[Dataset extract]:
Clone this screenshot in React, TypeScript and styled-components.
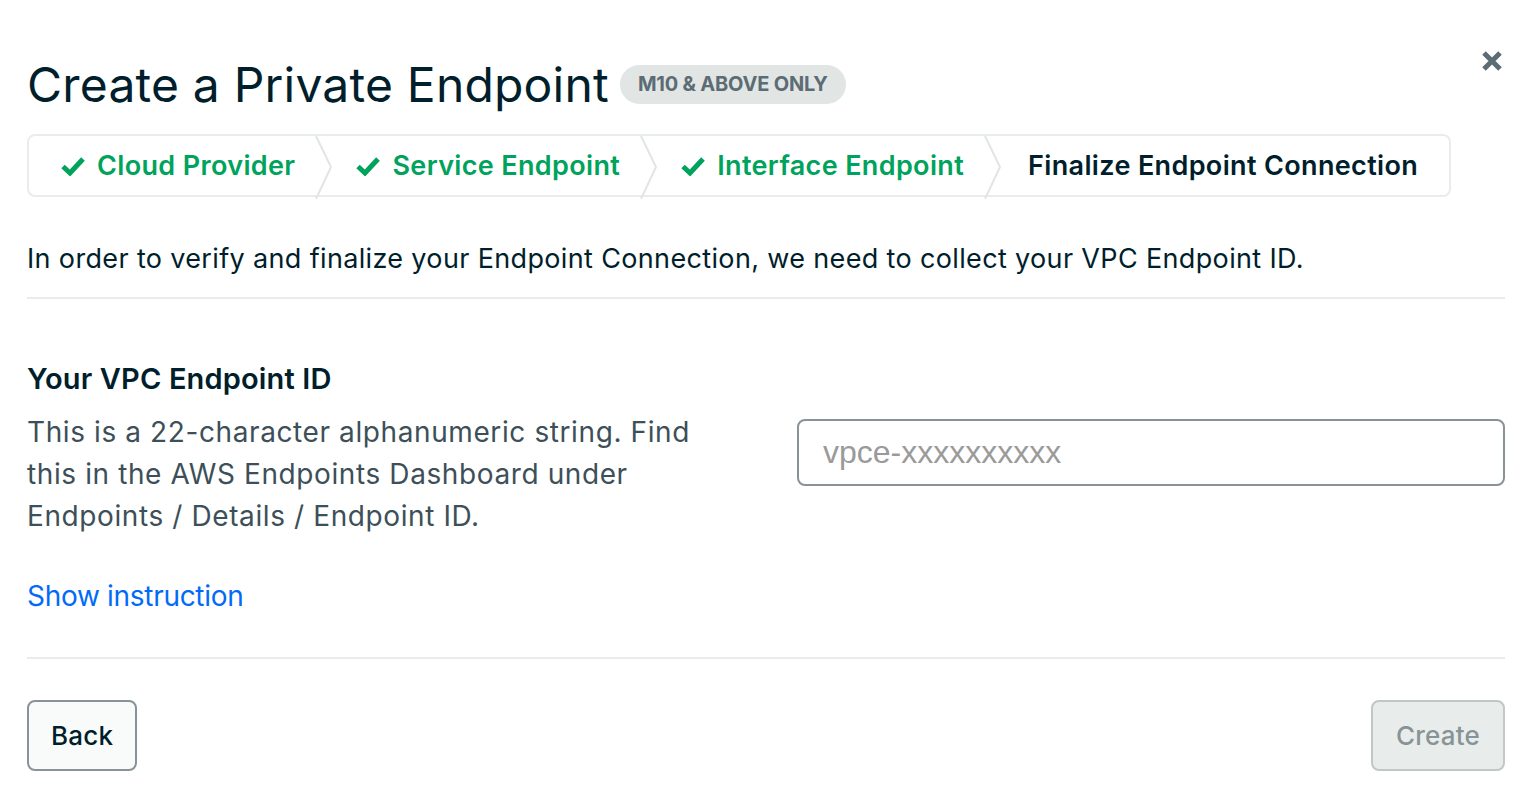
import React from "react";
import styled, { createGlobalStyle } from "styled-components";

const Global = createGlobalStyle`
  html, body { margin: 0; padding: 0; background: #ffffff; }
  body { font-family: Inter, "Noto Sans", sans-serif; color: #001e2b; }
  * { box-sizing: border-box; }
`;

const Page = styled.div`
  padding: 48px 30px 0 27px;
  display: flex;
  flex-direction: column;
  position: relative;
`;

const Header = styled.div`
  display: flex;
  align-items: center;
  gap: 11px;
  height: 72px;
`;

const Title = styled.h1`
  margin: 0;
  font-size: 48px;
  font-weight: 400;
  color: #001e2b;
  letter-spacing: 0.2px;
`;

const Badge = styled.span`
  display: inline-flex;
  align-items: center;
  height: 39px;
  padding: 0 18px;
  border-radius: 20px;
  background: #e1e5e4;
  color: #5c6c75;
  font-size: 20px;
  font-weight: 700;
  letter-spacing: -0.2px;
  text-transform: uppercase;
`;

const Close = styled.button`
  position: absolute;
  top: 48px;
  right: 30px;
  width: 26px;
  height: 26px;
  border: 0;
  padding: 0;
  background: transparent;
  display: flex;
  align-items: center;
  justify-content: center;
`;

const Stepper = styled.div`
  margin-top: 14px;
  align-self: flex-start;
  display: flex;
  align-items: stretch;
  height: 63px;
  width: 1424px;
  border: 2px solid #e8edeb;
  border-radius: 8px;
`;

const Step = styled.div<{ $done?: boolean; $first?: boolean; $last?: boolean }>`
  display: flex;
  align-items: center;
  gap: 12px;
  padding: 0 20px 0 ${(p) => (p.$first ? "32px" : p.$last ? "26px" : "23px")};
  font-size: 27px;
  font-weight: 600;
  letter-spacing: 0.35px;
  color: ${(p) => (p.$done ? "#00a35c" : "#001e2b")};
  white-space: nowrap;
`;

const Sep = styled.svg`
  flex: none;
  display: block;
`;

const Intro = styled.p`
  margin: 44px 0 0;
  font-size: 27px;
  letter-spacing: 0.35px;
  line-height: 36px;
  color: #001e2b;
`;

const Divider = styled.hr<{ $top?: number }>`
  margin: ${(p) => p.$top ?? 20}px 0 0;
  border: 0;
  border-top: 2px solid #e8edeb;
`;

const Section = styled.div`
  display: grid;
  grid-template-columns: 770px 1fr;
  margin-top: 62px;
`;

const Label = styled.div`
  font-size: 29px;
  font-weight: 600;
  letter-spacing: 0.15px;
  color: #001e2b;
  line-height: 36px;
`;

const Help = styled.p`
  margin: 14px 0 0;
  font-size: 28px;
  letter-spacing: 0.6px;
  line-height: 42px;
  color: #3d4f58;
  width: 700px;
`;

const Link = styled.a`
  display: inline-block;
  margin-top: 42px;
  font-size: 28px;
  letter-spacing: -0.3px;
  color: #016bf8;
  text-decoration: none;
`;

const Input = styled.input`
  margin-top: 58px;
  width: 100%;
  height: 67px;
  border: 2px solid #889397;
  border-radius: 8px;
  padding: 0 24px;
  font-family: "Liberation Sans", Arial, sans-serif;
  font-size: 32px;
  color: #001e2b;
  outline: none;
  &::placeholder { color: #9a9a9a; }
`;

const Footer = styled.div`
  display: flex;
  justify-content: space-between;
  margin-top: 41px;
`;

const Button = styled.button<{ $disabled?: boolean }>`
  height: 71px;
  padding: 0 ${(p) => (p.$disabled ? "23px" : "22px")};
  border-radius: 8px;
  font-family: Inter, "Noto Sans", sans-serif;
  font-size: 26px;
  font-weight: 500;
  letter-spacing: 0.2px;
  border: 2px solid ${(p) => (p.$disabled ? "#c1c7c6" : "#889397")};
  background: ${(p) => (p.$disabled ? "#e8edeb" : "#f9fbfa")};
  color: ${(p) => (p.$disabled ? "#889397" : "#001e2b")};
`;

const Check = () => (
  <svg width="24" height="20" viewBox="0 0 24 20">
    <path d="M2 10.5 L9 17 L22 3" fill="none" stroke="#00a35c" strokeWidth="5" />
  </svg>
);

const Chevron = () => (
  <Sep width="18" height="63" viewBox="0 0 18 63">
    <path d="M1 0 L16 31 L1 63" fill="none" stroke="#e1e5e4" strokeWidth="2" />
  </Sep>
);

export default function App() {
  return (
    <>
      <Global />
      <Page>
        <Header>
          <Title>Create a Private Endpoint</Title>
          <Badge>M10 &amp; Above Only</Badge>
        </Header>
        <Close aria-label="close">
          <svg width="22" height="22" viewBox="0 0 22 22">
            <path d="M3 3 L19 19 M19 3 L3 19" stroke="#5c6c75" strokeWidth="5" />
          </svg>
        </Close>
        <Stepper>
          <Step $done $first>
            <Check />
            Cloud Provider
          </Step>
          <Chevron />
          <Step $done>
            <Check />
            Service Endpoint
          </Step>
          <Chevron />
          <Step $done>
            <Check />
            Interface Endpoint
          </Step>
          <Chevron />
          <Step $last>Finalize Endpoint Connection</Step>
        </Stepper>
        <Intro>
          In order to verify and finalize your Endpoint Connection, we need to collect your VPC Endpoint ID.
        </Intro>
        <Divider />
        <Section>
          <div>
            <Label>Your VPC Endpoint ID</Label>
            <Help>
              This is a 22-character alphanumeric string. Find this in the AWS Endpoints Dashboard under
              Endpoints / Details / Endpoint ID.
            </Help>
            <Link href="#">Show instruction</Link>
          </div>
          <div>
            <Input placeholder="vpce-xxxxxxxxxx" />
          </div>
        </Section>
        <Divider $top={44} />
        <Footer>
          <Button>Back</Button>
          <Button $disabled>Create</Button>
        </Footer>
      </Page>
    </>
  );
}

[Goal]:
Reproduce the material word for word. Any pictures should be left out of the copy.

[Output of the task]:
Clone this screenshot in React, TypeScript and styled-components.
import React from "react";
import styled, { createGlobalStyle } from "styled-components";

const Global = createGlobalStyle`
  html, body { margin: 0; padding: 0; background: #ffffff; }
  body { font-family: Inter, "Noto Sans", sans-serif; color: #001e2b; }
  * { box-sizing: border-box; }
`;

const Page = styled.div`
  padding: 48px 30px 0 27px;
  display: flex;
  flex-direction: column;
  position: relative;
`;

const Header = styled.div`
  display: flex;
  align-items: center;
  gap: 11px;
  height: 72px;
`;

const Title = styled.h1`
  margin: 0;
  font-size: 48px;
  font-weight: 400;
  color: #001e2b;
  letter-spacing: 0.2px;
`;

const Badge = styled.span`
  display: inline-flex;
  align-items: center;
  height: 39px;
  padding: 0 18px;
  border-radius: 20px;
  background: #e1e5e4;
  color: #5c6c75;
  font-size: 20px;
  font-weight: 700;
  letter-spacing: -0.2px;
  text-transform: uppercase;
`;

const Close = styled.button`
  position: absolute;
  top: 48px;
  right: 30px;
  width: 26px;
  height: 26px;
  border: 0;
  padding: 0;
  background: transparent;
  display: flex;
  align-items: center;
  justify-content: center;
`;

const Stepper = styled.div`
  margin-top: 14px;
  align-self: flex-start;
  display: flex;
  align-items: stretch;
  height: 63px;
  width: 1424px;
  border: 2px solid #e8edeb;
  border-radius: 8px;
`;

const Step = styled.div<{ $done?: boolean; $first?: boolean; $last?: boolean }>`
  display: flex;
  align-items: center;
  gap: 12px;
  padding: 0 20px 0 ${(p) => (p.$first ? "32px" : p.$last ? "26px" : "23px")};
  font-size: 27px;
  font-weight: 600;
  letter-spacing: 0.35px;
  color: ${(p) => (p.$done ? "#00a35c" : "#001e2b")};
  white-space: nowrap;
`;

const Sep = styled.svg`
  flex: none;
  display: block;
`;

const Intro = styled.p`
  margin: 44px 0 0;
  font-size: 27px;
  letter-spacing: 0.35px;
  line-height: 36px;
  color: #001e2b;
`;

const Divider = styled.hr<{ $top?: number }>`
  margin: ${(p) => p.$top ?? 20}px 0 0;
  border: 0;
  border-top: 2px solid #e8edeb;
`;

const Section = styled.div`
  display: grid;
  grid-template-columns: 770px 1fr;
  margin-top: 62px;
`;

const Label = styled.div`
  font-size: 29px;
  font-weight: 600;
  letter-spacing: 0.15px;
  color: #001e2b;
  line-height: 36px;
`;

const Help = styled.p`
  margin: 14px 0 0;
  font-size: 28px;
  letter-spacing: 0.6px;
  line-height: 42px;
  color: #3d4f58;
  width: 700px;
`;

const Link = styled.a`
  display: inline-block;
  margin-top: 42px;
  font-size: 28px;
  letter-spacing: -0.3px;
  color: #016bf8;
  text-decoration: none;
`;

const Input = styled.input`
  margin-top: 58px;
  width: 100%;
  height: 67px;
  border: 2px solid #889397;
  border-radius: 8px;
  padding: 0 24px;
  font-family: "Liberation Sans", Arial, sans-serif;
  font-size: 32px;
  color: #001e2b;
  outline: none;
  &::placeholder { color: #9a9a9a; }
`;

const Footer = styled.div`
  display: flex;
  justify-content: space-between;
  margin-top: 41px;
`;

const Button = styled.button<{ $disabled?: boolean }>`
  height: 71px;
  padding: 0 ${(p) => (p.$disabled ? "23px" : "22px")};
  border-radius: 8px;
  font-family: Inter, "Noto Sans", sans-serif;
  font-size: 26px;
  font-weight: 500;
  letter-spacing: 0.2px;
  border: 2px solid ${(p) => (p.$disabled ? "#c1c7c6" : "#889397")};
  background: ${(p) => (p.$disabled ? "#e8edeb" : "#f9fbfa")};
  color: ${(p) => (p.$disabled ? "#889397" : "#001e2b")};
`;

const Check = () => (
  <svg width="24" height="20" viewBox="0 0 24 20">
    <path d="M2 10.5 L9 17 L22 3" fill="none" stroke="#00a35c" strokeWidth="5" />
  </svg>
);

const Chevron = () => (
  <Sep width="18" height="63" viewBox="0 0 18 63">
    <path d="M1 0 L16 31 L1 63" fill="none" stroke="#e1e5e4" strokeWidth="2" />
  </Sep>
);

export default function App() {
  return (
    <>
      <Global />
      <Page>
        <Header>
          <Title>Create a Private Endpoint</Title>
          <Badge>M10 &amp; Above Only</Badge>
        </Header>
        <Close aria-label="close">
          <svg width="22" height="22" viewBox="0 0 22 22">
            <path d="M3 3 L19 19 M19 3 L3 19" stroke="#5c6c75" strokeWidth="5" />
          </svg>
        </Close>
        <Stepper>
          <Step $done $first>
            <Check />
            Cloud Provider
          </Step>
          <Chevron />
          <Step $done>
            <Check />
            Service Endpoint
          </Step>
          <Chevron />
          <Step $done>
            <Check />
            Interface Endpoint
          </Step>
          <Chevron />
          <Step $last>Finalize Endpoint Connection</Step>
        </Stepper>
        <Intro>
          In order to verify and finalize your Endpoint Connection, we need to collect your VPC Endpoint ID.
        </Intro>
        <Divider />
        <Section>
          <div>
            <Label>Your VPC Endpoint ID</Label>
            <Help>
              This is a 22-character alphanumeric string. Find this in the AWS Endpoints Dashboard under
              Endpoints / Details / Endpoint ID.
            </Help>
            <Link href="#">Show instruction</Link>
          </div>
          <div>
            <Input placeholder="vpce-xxxxxxxxxx" />
          </div>
        </Section>
        <Divider $top={44} />
        <Footer>
          <Button>Back</Button>
          <Button $disabled>Create</Button>
        </Footer>
      </Page>
    </>
  );
}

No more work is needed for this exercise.